SNC-Lavalin affirme que l'impact négatif sera plus important qu'anticipé parce qu'elle ne peut s'entendre avec son client à temps afin de pouvoir comptabiliser les revenus dans ses résultats de 2018.

« [La nouvelle révision à la baisse] va continuer à peser sur la crédibilité de la direction, à notre avis », a commenté l'analyste Derek Spronck, de RBC Marchés des capitaux, dans une note envoyée par courriel.

Révisions et controverses

En 2018, le bénéfice ajusté par action du secteur de l'ingénierie et de la construction devrait osciller entre 20 cents et 35 cents, en forte baisse par rapport aux prévisions déjà réduites du 28 janvier ciblant un profit allant de 1,15 $ à 1,30 $.

Pour l'entreprise dans son ensemble, le bénéfice ajusté par action devrait varier entre 1,20 $ et 1,35 $, ce qui constitue une baisse de 44 % par rapport à la prévision révisée d'il y a deux semaines.

« Nous croyons que les récentes nouvelles négatives, et plus spécifiquement des changements des perspectives dans un court laps de temps, vont inciter les investisseurs à demeurer sur les lignes de côté », a écrit Mona Nazir, de Valeurs mobilières Banque Laurentienne, dans une note.

L'analyste a rappelé que SNC-Lavalin n'était toujours pas capable de conclure une entente au Canada afin de faire tomber les accusations criminelles qui pèsent sur elle et qu'elle était confrontée à de l'instabilité en Arabie saoudite. Une condamnation en sol canadien pourrait empêcher l'entreprise de soumissionner sur des contrats fédéraux pour une période pouvant s'étirer sur 10 ans.

Après avoir tempéré l'impact des tensions diplomatiques entre le Canada et l'Arabie saoudite en novembre, le président et chef de la direction de SNC-Lavalin, Neil Bruce, a changé son fusil d'épaule le mois dernier.

Citant la querelle, M. Bruce avait concédé qu'il était de plus en plus difficile de décrocher de nouveaux contrats dans ce pays du Moyen-Orient - un marché clé pour le secteur pétrolier et gazier de la compagnie.

Une pause

À la lumière des nouveaux problèmes dévoilés, SNC-Lavalin a décidé que son secteur d'ingénierie et de construction cesserait de soumissionner sur des projets miniers jusqu'à nouvel ordre.

La firme a également dit se pencher sur la structure de gestion de son secteur mines et métallurgie. Elle a aussi demandé à son chef de l'exploitation, Ian Edwards, de « veiller personnellement » à renforcer l'équipe locale du projet problématique en Amérique latine.

Par ailleurs, l'entreprise a dévoilé ses perspectives initiales pour 2019, ciblant un profit ajusté par action variant entre 2,00 $ et 2,20 $ pour sa division l'ingénierie et de la construction. Cette cible est légèrement inférieure au consensus de 2,25 $ par action, d'après Mme Nazir.

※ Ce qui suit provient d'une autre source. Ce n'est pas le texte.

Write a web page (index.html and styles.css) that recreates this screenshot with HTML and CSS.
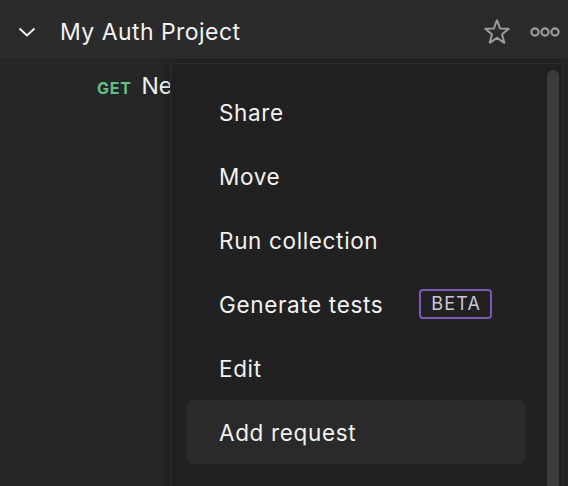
FILE: index.html
```html
<!DOCTYPE html>
<html>
<head>
<meta charset="utf-8">
<link rel="stylesheet" href="styles.css">
</head>
<body>
<div class="app">
  <div class="header">
    <svg class="chev" width="18" height="12" viewBox="0 0 18 12"><path d="M1.5 2.5 L9 9.5 L16.5 2.5" fill="none" stroke="#f2f2f2" stroke-width="2"/></svg>
    <div class="title">My Auth Project</div>
    <div class="actions">
      <svg class="star" width="28" height="28" viewBox="0 0 28 28"><path d="M14 2.2 L17.1 10.5 L25.8 10.8 L19 16.2 L21.3 24.8 L14 19.8 L6.7 24.8 L9 16.2 L2.2 10.8 L10.9 10.5 Z" fill="none" stroke="#9c9c9c" stroke-width="2" stroke-linejoin="round"/></svg>
      <svg class="dots" width="30" height="12" viewBox="0 0 30 12"><circle cx="5" cy="6" r="3.6" fill="none" stroke="#9c9c9c" stroke-width="2.2"/><circle cx="15" cy="6" r="3.6" fill="none" stroke="#9c9c9c" stroke-width="2.2"/><circle cx="25" cy="6" r="3.6" fill="none" stroke="#9c9c9c" stroke-width="2.2"/></svg>
    </div>
  </div>
  <div class="body">
    <div class="request"><span class="method">GET</span><span class="rname">New Request</span></div>
    <div class="menu">
      <div class="list">
        <div class="item">Share</div>
        <div class="item">Move</div>
        <div class="item">Run collection</div>
        <div class="item">Generate tests <span class="beta">BETA</span></div>
        <div class="item">Edit</div>
        <div class="item hover">Add request</div>
      </div>
      <div class="scroll"><div class="thumb"></div></div>
    </div>
  </div>
</div>
</body>
</html>
```
FILE: styles.css
```css
html, body {
  margin: 0;
  padding: 0;
  background: #262626;
  font-family: Inter, "Noto Sans", sans-serif;
  overflow: hidden;
}
.app {
  width: 568px;
  height: 486px;
  display: flex;
  flex-direction: column;
  overflow: hidden;
}
.header {
  flex: none;
  background: #2b2b2b;
  border-bottom: 1px solid #222;
  display: flex;
  align-items: center;
  padding: 4px 8px 0 18px;
  box-sizing: border-box;
  height: 60px;
}
.chev { margin-top: 1px; }
.title {
  color: #f2f2f2;
  font-size: 23px;
  margin-left: 24px;
  flex: 1;
  letter-spacing: 0.45px;
}
.actions {
  display: flex;
  align-items: center;
  gap: 19px;
}
.star { margin-left: -3px; }
.body {
  position: relative;
  flex: 1;
  background: #262626;
}
.request {
  padding-left: 97px;
  padding-top: 12px;
  display: flex;
  align-items: baseline;
  gap: 10px;
}
.method {
  color: #5fc08b;
  font-weight: 700;
  font-size: 16px;
  letter-spacing: 0.7px;
}
.rname {
  color: #f2f2f2;
  font-size: 23px;
}
.menu {
  position: absolute;
  left: 170px;
  top: 3px;
  width: 394px;
  height: 440px;
  background: #212121;
  border: 1px solid #2e2e2e;
  border-radius: 6px 6px 0 0;
  box-shadow: 0 2px 8px rgba(0,0,0,0.35);
  display: flex;
  box-sizing: border-box;
  overflow: hidden;
}
.list {
  padding: 16px 0 0 15px;
  width: 340px;
  flex: none;
  display: flex;
  flex-direction: column;
}
.item {
  height: 64px;
  display: flex;
  align-items: center;
  padding-left: 33px;
  color: #f2f2f2;
  font-size: 22.5px;
  border-radius: 8px;
  letter-spacing: 0.65px;
  white-space: nowrap;
}
.item.hover { background: #2a2a2a; }
.beta {
  margin-left: 36px;
  border: 2px solid #7a58b4;
  border-radius: 4px;
  color: #cdc6d9;
  font-size: 18px;
  letter-spacing: 1.2px;
  padding: 2px 9px 2px 10px;
  line-height: 22px;
}
.scroll {
  margin-left: 21px;
  padding-top: 6px;
  width: 12px;
  flex: none;
}
.thumb {
  background: #3b3b3b;
  width: 12px;
  height: 100%;
  border-radius: 6px 6px 0 0;
}
```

SNC-Lavalin doit dévoiler ses résultats du quatrième trimestre et de l'exercice 2018 le 22 février.

Note aux lecteurs : Version corrigée. Pour l'ensemble de SNC-Lavalin, le bénéfice ajusté par action devrait varier entre 1,20 $ et 1,35 $, ce qui constitue une baisse de 44 % par rapport à il y a deux semaines. Les prévisions étaient répétées par erreur dans une version précédente.